I have seen Ed Miliband, the leader of the Labour Party, gesture at a burned shop in Wolverhapton and shake his head. Miliband later spoke of a need for responsibility, “especially parental responsibility.”

I have seen a teaching assistant at a primary school arrive at court under a charge of theft.

I have seen a father with what I think is a Nigerian accent plead with a television reporter that his son is innocent because he is not a violent boy.

I have seen a restaurant worker say, “In Turkey, when there is some danger to your village, your street, your city, people come together.”

I’ve seen Tariq Jahan, the father of a man killed defending his neighborhood from looters in Birmingham, show a picture of his son as a boy. His son, now 21 years old forever, was driven over by a car, along with two of his friends. He says “I lost my son . . . Step forward if you want to lose your son.”

I’ve heard a broadcaster suggest that more violence may be in the offing, but “this time along racial lines.”

I’ve seen bouquets of flowers lain along the curb next to a petrol station–on the street where Tariq’s son was killed.

I have seen a picture that’s circulating around the internet of a man in Germany who had his eyes put out by a water cannon. His left eye seems to be gone altogether; the right hangs, crushed, from its socket.

I have read reports that there were rallies held by the white nationalist English Defense League in the London suburbs of Eltham and Enfield last night. The Eltham rally included around 300 supporters.

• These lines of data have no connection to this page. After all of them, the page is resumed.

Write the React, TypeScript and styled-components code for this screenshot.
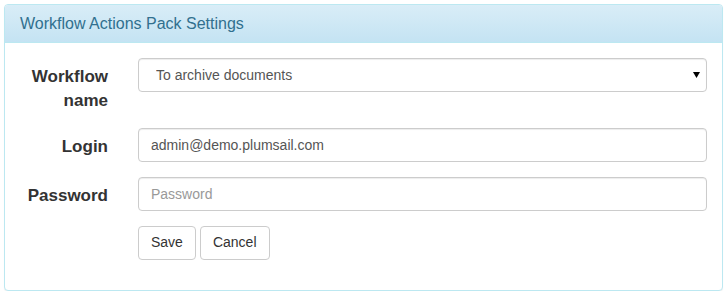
import React, { ReactElement } from 'react';
import styled, { createGlobalStyle } from 'styled-components';

const GlobalStyle = createGlobalStyle`
  html, body {
    margin: 0;
    padding: 0;
    background: #ffffff;
  }
  body {
    padding: 4px 5px 0 4px;
    font-family: "Liberation Sans", Arial, sans-serif;
    font-size: 14px;
    color: #333333;
  }
  * {
    box-sizing: border-box;
  }
`;

const App: React.FC = (): ReactElement => (
  <>
    <GlobalStyle />
    <Panel>
      <PanelHeading>
        <PanelTitle>Workflow Actions Pack Settings</PanelTitle>
      </PanelHeading>
      <PanelBody>
        <FormGrid>
          <Label>Workflow name</Label>
          <SelectWrap>
            <Select defaultValue="archive">
              <option value="archive">To archive documents</option>
            </Select>
            <Caret viewBox="0 0 7 6" width="7" height="6">
              <path d="M0 0h7L3.5 6z" fill="#000" />
            </Caret>
          </SelectWrap>

          <Label>Login</Label>
          <Input type="text" defaultValue="admin@demo.plumsail.com" />

          <Label>Password</Label>
          <Input type="password" placeholder="Password" />

          <span />
          <Buttons>
            <Button type="button">Save</Button>
            <Button type="button">Cancel</Button>
          </Buttons>
        </FormGrid>
      </PanelBody>
    </Panel>
  </>
);
export default App;

const Panel = styled.div`
  width: 719px;
  border: 1px solid #bce8f1;
  border-radius: 4px;
  background: #ffffff;
  box-shadow: 0 1px 1px rgba(0, 0, 0, 0.05);
`;

const PanelHeading = styled.div`
  padding: 10px 15px;
  border-bottom: 1px solid #bce8f1;
  border-top-left-radius: 3px;
  border-top-right-radius: 3px;
  background-image: linear-gradient(to bottom, #d9edf7 0%, #c4e3f3 100%);
`;

const PanelTitle = styled.h3`
  margin: 0;
  font-size: 16px;
  font-weight: normal;
  line-height: 17px;
  color: #31708f;
`;

const PanelBody = styled.div`
  padding: 15px 15px 0 15px;
`;

const FormGrid = styled.div`
  display: grid;
  grid-template-columns: 88px 1fr;
  column-gap: 30px;
  row-gap: 15px;
  padding-bottom: 30px;
`;

const Label = styled.label`
  padding-top: 7px;
  font-size: 17px;
  font-weight: bold;
  line-height: 24px;
  text-align: right;
  color: #333333;
`;

const SelectWrap = styled.div`
  position: relative;
  height: 34px;
`;

const Select = styled.select`
  appearance: none;
  width: 100%;
  height: 34px;
  padding: 6px 12px 6px 17px;
  font-family: "Liberation Sans", Arial, sans-serif;
  font-size: 14px;
  color: #555555;
  background: #ffffff;
  border: 1px solid #cccccc;
  border-radius: 4px;
  box-shadow: inset 0 1px 1px rgba(0, 0, 0, 0.075);
  outline: none;
`;

const Caret = styled.svg`
  position: absolute;
  right: 7px;
  top: 14px;
  pointer-events: none;
`;

const Input = styled.input`
  width: 100%;
  height: 34px;
  padding: 6px 12px;
  font-family: "Liberation Sans", Arial, sans-serif;
  font-size: 14px;
  color: #555555;
  background: #ffffff;
  border: 1px solid #cccccc;
  border-radius: 4px;
  box-shadow: inset 0 1px 1px rgba(0, 0, 0, 0.075);
  outline: none;

  &::placeholder {
    color: #999999;
  }
`;

const Buttons = styled.div`
  display: flex;
  gap: 4px;
`;

const Button = styled.button`
  height: 34px;
  padding: 6px 12px;
  font-family: "Liberation Sans", Arial, sans-serif;
  font-size: 14px;
  line-height: 1.428571;
  color: #333333;
  background: #ffffff;
  border: 1px solid #cccccc;
  border-radius: 4px;
  cursor: pointer;
`;
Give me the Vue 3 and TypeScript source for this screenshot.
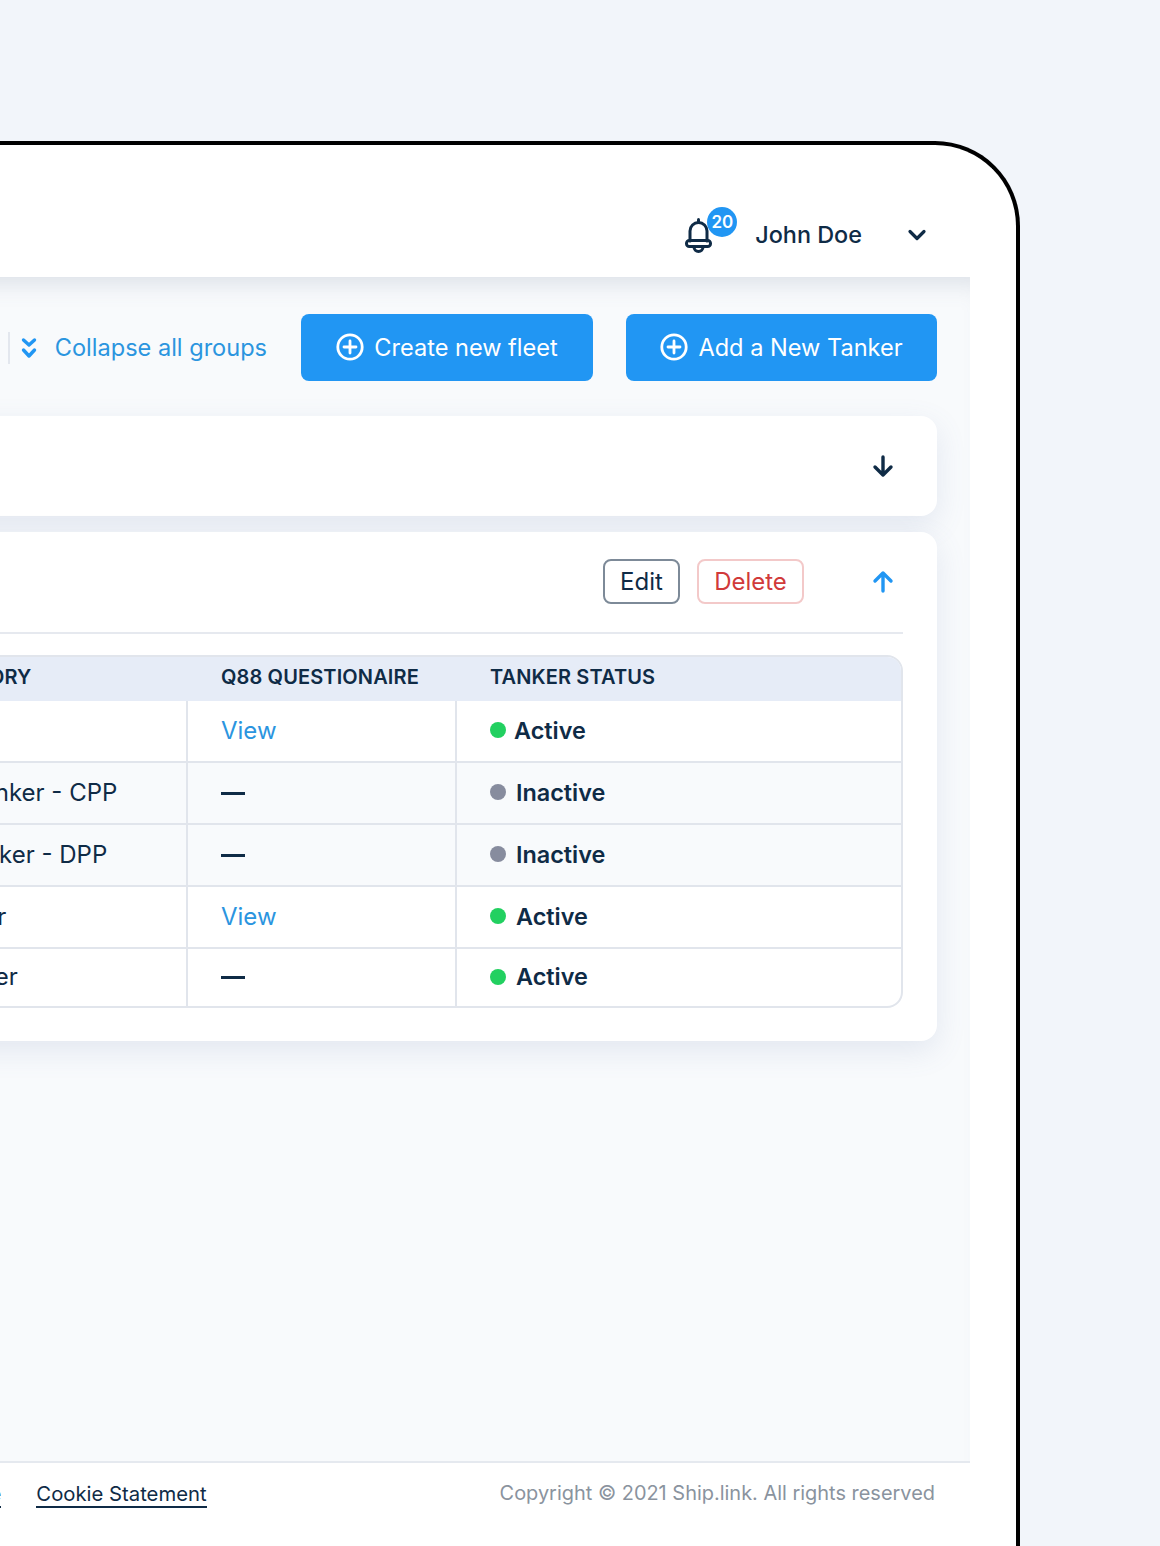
<script setup lang="ts">
interface Row {
  category: string;
  q88: boolean;
  active: boolean;
  shaded: boolean;
  gap: number;
}

const rows: Row[] = [
  { category: 'Tanker', q88: true, active: true, shaded: false, gap: 8 },
  { category: 'Product Tanker - CPP', q88: false, active: false, shaded: true, gap: 10 },
  { category: 'Lighter Tanker - DPP', q88: false, active: false, shaded: true, gap: 10 },
  { category: 'Bulk Carrier', q88: true, active: true, shaded: false, gap: 10 },
  { category: 'Grain Carrier', q88: false, active: true, shaded: false, gap: 10 },
];
</script>

<template>
  <div class="page">
    <div class="frame">
      <header class="topbar">
        <div class="bell">
          <svg width="30" height="36" viewBox="0 0 30 36" fill="none" stroke="#0f2b46" stroke-width="3" stroke-linecap="round" stroke-linejoin="round">
            <path d="M15.5 2.5v3" />
            <path d="M7 24V14a8.5 8.5 0 0 1 17 0v10" />
            <rect x="3.5" y="23.5" width="24" height="6" rx="2.8" />
            <path d="M11 30a4.5 4.5 0 0 0 9 0" />
          </svg>
          <span class="badge">20</span>
        </div>
        <span class="user">John Doe</span>
        <svg class="caret" width="20" height="12" viewBox="0 0 20 12" fill="none" stroke="#0f2b46" stroke-width="3.2" stroke-linecap="round" stroke-linejoin="round">
          <path d="M3 2.5l7 7 7-7" />
        </svg>
      </header>

      <main class="main">
        <div class="toolbar">
          <span class="divider"></span>
          <svg class="chevrons" width="16" height="22" viewBox="0 0 16 22" fill="none" stroke="#2196f3" stroke-width="3.4" stroke-linecap="round" stroke-linejoin="round">
            <path d="M2.5 3l5.5 5 5.5-5" />
            <path d="M2.5 13l5.5 6 5.5-6" />
          </svg>
          <span class="collapse">Collapse all groups</span>
          <button class="primary fleet">
            <svg width="28" height="28" viewBox="0 0 28 28" fill="none" stroke="#fff" stroke-width="2.8" stroke-linecap="round">
              <circle cx="14" cy="14" r="12.2" />
              <path d="M14 8v12M8 14h12" />
            </svg>
            Create new fleet
          </button>
          <button class="primary tanker">
            <svg width="28" height="28" viewBox="0 0 28 28" fill="none" stroke="#fff" stroke-width="2.8" stroke-linecap="round">
              <circle cx="14" cy="14" r="12.2" />
              <path d="M14 8v12M8 14h12" />
            </svg>
            Add a New Tanker
          </button>
        </div>

        <section class="card collapsed">
          <svg class="arrow" width="24" height="24" viewBox="0 0 24 24" fill="none" stroke="#0f2b46" stroke-width="3.4" stroke-linecap="round" stroke-linejoin="round">
            <path d="M12 3v18M4 13l8 8 8-8" />
          </svg>
        </section>

        <section class="card expanded">
          <div class="card-head">
            <button class="edit">Edit</button>
            <button class="delete">Delete</button>
            <svg class="arrow" width="24" height="24" viewBox="0 0 24 24" fill="none" stroke="#2196f3" stroke-width="3.4" stroke-linecap="round" stroke-linejoin="round">
              <path d="M12 21V3M4 11l8-8 8 8" />
            </svg>
          </div>

          <div class="table">
            <div class="row head">
              <div class="cell">SHIP CATEGORY</div>
              <div class="cell">Q88 QUESTIONAIRE</div>
              <div class="cell">TANKER STATUS</div>
            </div>
            <div v-for="row in rows" :key="row.category" class="row" :class="{ shaded: row.shaded }">
              <div class="cell">{{ row.category }}</div>
              <div class="cell sep">
                <a v-if="row.q88" class="view">View</a>
                <span v-else class="dash"></span>
              </div>
              <div class="cell sep status" :style="{ gap: row.gap + 'px' }">
                <span class="dot" :class="{ off: !row.active }"></span>
                {{ row.active ? 'Active' : 'Inactive' }}
              </div>
            </div>
          </div>
        </section>
      </main>

      <footer class="footer">
        <div class="links">
          <a>Terms of Service</a>
          <a>Cookie Statement</a>
        </div>
        <span class="copy">Copyright © 2021 Ship.link. All rights reserved</span>
      </footer>
    </div>
  </div>
</template>

<style>
html,
body {
  margin: 0;
  background: #f2f5fa;
}
</style>

<style scoped>
.page {
  height: 1546px;
  overflow: hidden;
  background: #f2f5fa;
  font-family: Inter, "Liberation Sans", sans-serif;
  color: #0f2b46;
}

.frame {
  box-sizing: border-box;
  width: 1420px;
  height: 1405px;
  margin: 141px 0 0 -400px;
  padding-right: 46px;
  background: #fff;
  border-top: 4px solid #000;
  border-right: 4px solid #000;
  border-top-right-radius: 85px;
  display: flex;
  flex-direction: column;
}

.topbar {
  height: 132px;
  box-sizing: border-box;
  padding: 48px 43px 0 0;
  display: flex;
  align-items: center;
  justify-content: flex-end;
}

.bell {
  position: relative;
  width: 30px;
  height: 36px;
  margin-right: 42px;
}

.bell svg {
  display: block;
}

.badge {
  position: absolute;
  left: 24px;
  top: -10px;
  width: 30px;
  height: 30px;
  border-radius: 50%;
  background: #2196f3;
  color: #fff;
  font-size: 17px;
  font-weight: 600;
  line-height: 30px;
  text-align: center;
}

.user {
  font-size: 23.4px;
  font-weight: 500;
  margin: 0 45px 2px 0;
}

.main {
  flex: 1;
  box-sizing: border-box;
  padding: 37px 33px 0 0;
  background: #f8fafc;
  box-shadow: inset 0 24px 24px -18px rgba(90, 105, 135, 0.18);
}

.toolbar {
  display: flex;
  align-items: center;
  justify-content: flex-end;
  height: 67px;
  margin-bottom: 35px;
}

.divider {
  width: 2px;
  height: 32px;
  background: #e3e7ee;
  margin-right: 11px;
}

.chevrons {
  margin-right: 18px;
}

.collapse {
  font-size: 23.55px;
  color: #2b95df;
  margin-right: 34px;
}

.primary {
  box-sizing: border-box;
  height: 67px;
  padding-bottom: 2px;
  border: none;
  border-radius: 8px;
  background: #2196f3;
  color: #fff;
  font-family: inherit;
  font-size: 23.55px;
  display: flex;
  align-items: center;
  justify-content: center;
  gap: 10px;
}

.fleet {
  width: 292px;
  margin-right: 33px;
}

.tanker {
  width: 311px;
}

.card {
  background: #fff;
  border-radius: 16px;
  padding-right: 34px;
  box-shadow: 0 10px 30px rgba(100, 120, 170, 0.14);
}

.collapsed {
  height: 100px;
  margin-bottom: 16px;
  display: flex;
  align-items: center;
  justify-content: flex-end;
}

.arrow {
  display: block;
  margin-right: 8px;
}

.expanded {
  height: 509px;
}

.card-head {
  box-sizing: border-box;
  height: 102px;
  padding-bottom: 1px;
  border-bottom: 2px solid #e6e9ef;
  display: flex;
  align-items: center;
  justify-content: flex-end;
}

.edit,
.delete {
  box-sizing: border-box;
  height: 45px;
  border-radius: 8px;
  background: #fff;
  font-family: inherit;
  font-size: 24px;
}

.edit {
  width: 77px;
  border: 2px solid #7d8a98;
  color: #0f2b46;
  margin-right: 17px;
}

.delete {
  width: 107px;
  border: 2px solid #f3c9c9;
  color: #d13a3a;
  margin-right: 67px;
}

.table {
  margin-top: 21px;
  border: 2px solid #e1e5ec;
  border-radius: 16px;
  overflow: hidden;
}

.row {
  display: grid;
  grid-template-columns: 1fr 269px 446px;
  height: 62px;
  box-sizing: border-box;
  border-bottom: 2px solid #e1e5ec;
  font-size: 24px;
}

.row:last-child {
  border-bottom: none;
  height: 57px;
}

.row.shaded {
  background: #f8fafc;
}

.row.head {
  height: 44px;
  background: #e6ecf7;
  border-bottom: none;
  font-size: 20px;
  font-weight: 600;
  letter-spacing: 0.12px;
}

.cell {
  display: flex;
  align-items: center;
  padding: 0 0 2px 33px;
  box-sizing: border-box;
}

.cell:first-child {
  padding-left: 270px;
}

.head .cell {
  padding-bottom: 4px;
}

.head .cell:first-child {
  padding-left: 267px;
}

.head .cell:not(:first-child) {
  padding-left: 35px;
}

.sep {
  border-left: 2px solid #e1e5ec;
}

.view {
  color: #2b95df;
}

.dash {
  width: 24px;
  height: 3px;
  margin-top: 2px;
  background: #0f2b46;
}

.status {
  font-size: 23.4px;
  font-weight: 600;
}

.dot {
  width: 16px;
  height: 16px;
  border-radius: 50%;
  background: #22d060;
}

.dot.off {
  background: #878c9e;
}

.footer {
  box-sizing: border-box;
  flex: none;
  height: 85px;
  border-top: 2px solid #e5e9ef;
  padding: 18px 35px 0 0;
  display: flex;
  justify-content: space-between;
  align-items: flex-start;
  font-size: 20.3px;
}

.links {
  display: flex;
  gap: 35px;
  padding-left: 238px;
}

.links a {
  border-bottom: 2px solid #0f2b46;
}

.copy {
  font-size: 19.95px;
  color: #8a939e;
}
</style>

I have seen an article put out by Reuters, much to the approval of some of those whom I know in the student movement (I saw it via their Facebook posts), in which “rioters point to poverty and prejudice” as the cause of their actions.

Mandated by the enormity of the events of the last few nights and the attention that they have already received, the rolling news channels (there are two domestic ones in the UK, BBC and Sky) have been forced to do what they generally avoid. They have been forced to cover the actual outcomes and effects of the exciting and terrifying events that dominated their scrolling screens the past few days. And it is in these after-stories, to my mind, beyond the luridly frightening excitement of the past few nights, that we come as close as we can to the meaning of the events we have watched.

Leftists and liberals–of both the “public” and “student activist” stripes –have been incessantly asking themselves questions about the meaning of these riots and the pragmatics of handling them. Should those who have been defending the right to protest in the UK defend the rights of rioters who have looted electronics stores? Would distancing oneself from the rioters imply that previous claims of solidarity with the non-matriculating lower classes and the largely West Indian poor of Tottenham, Hackney, and elsewhere were only valid until the going got rough?

I’m not sure that these questions aren’t impossible at this point to answer. The only thing clear to me tonight, especially in the wake of the evening news, is that nearly everyone lost–and lost in competition with one another during these riots. Young people, many of whom are about to be affected by a double-barreled assault on their families’ social benefits and the funding of their own educations, were willing to gamble their future lives against the chance of acquiring a new pair of sneakers. Understaffed and underfunded emergency services have proven unable to maintain order, put out fires, or even protect the citizenry from itself. Shopkeepers and neighborhood residents have been thrown back on their own devices, given the inability of the state to provide them any support at all. What we have seen, especially tonight as the smoke has started to clear, looks quite a bit like a major step back towards the Hobbesian ring of all against all and each for himself, or at least his own.

The events of the last few days have not been marked by mass loss of life, and to be sure there have been far harsher tragedies, both manmade and natural, intentional and accidental, all over the world during the last several years. In the last year, just in England, I have seen my university occupied by my students, and some of my students return from battles with the police on the streets of central London with wounds. I’ve seen Molotov cocktails thrown and fancy department stores occupied by anti-austerity activists. But these riots, I think, make visible in a way that nothing else has here today the general direction of the nation–and likely of many other nations currently headed down the path of austerity.

I gave up on hysterical overreaction, I think, several years ago. I lived through the early days of the color coded alert system in New York, and like many of us, I spent my time trolling  conspiracy websites trying to figure out what was going to happen next in the early years of the last decade. That said, anyone with the slightest bit of historical sense at all would be hard pressed to watch the BBC News tonight and not have an immediate sense of how thin the line is separating modern, if almost utterly debased, democratic capitalism from the horrors of the 1930s. A handful of deaths and several burning buildings, and we hear calls for martial law, racist banter fills the social media networks, and ethnic “neighborhood defense” squads begin to form at speed.

What I saw on the news tonight obviously plays most readily into the hands of the worst political movements and figures. Fear of violence, resentment of the poor, and racialized anger are easy buttons for the right to push. The riots and their aftermath represent a painfully clear illustration of one of the most demonically perverse historical tendencies: that right-wing policies hurt ordinary people and in doing so promote support for right-wing policies. Even if the riots have calmed for now, it is hard to come up with a good reason, given the grinding persistence of the starvation of the welfare state in Britain and almost everywhere else, why they won’t return as a newly perennial feature of life in London. If the left is ever to regain its footing, it might need to start with the montage of images I borrowed from today’s news and a simple fact about them as an aggregate: while many of the figures featured were in one way or another guilty of something, everyone–save of course for Cameron–was a victim to one degree or another of the dismantling of the British welfare state.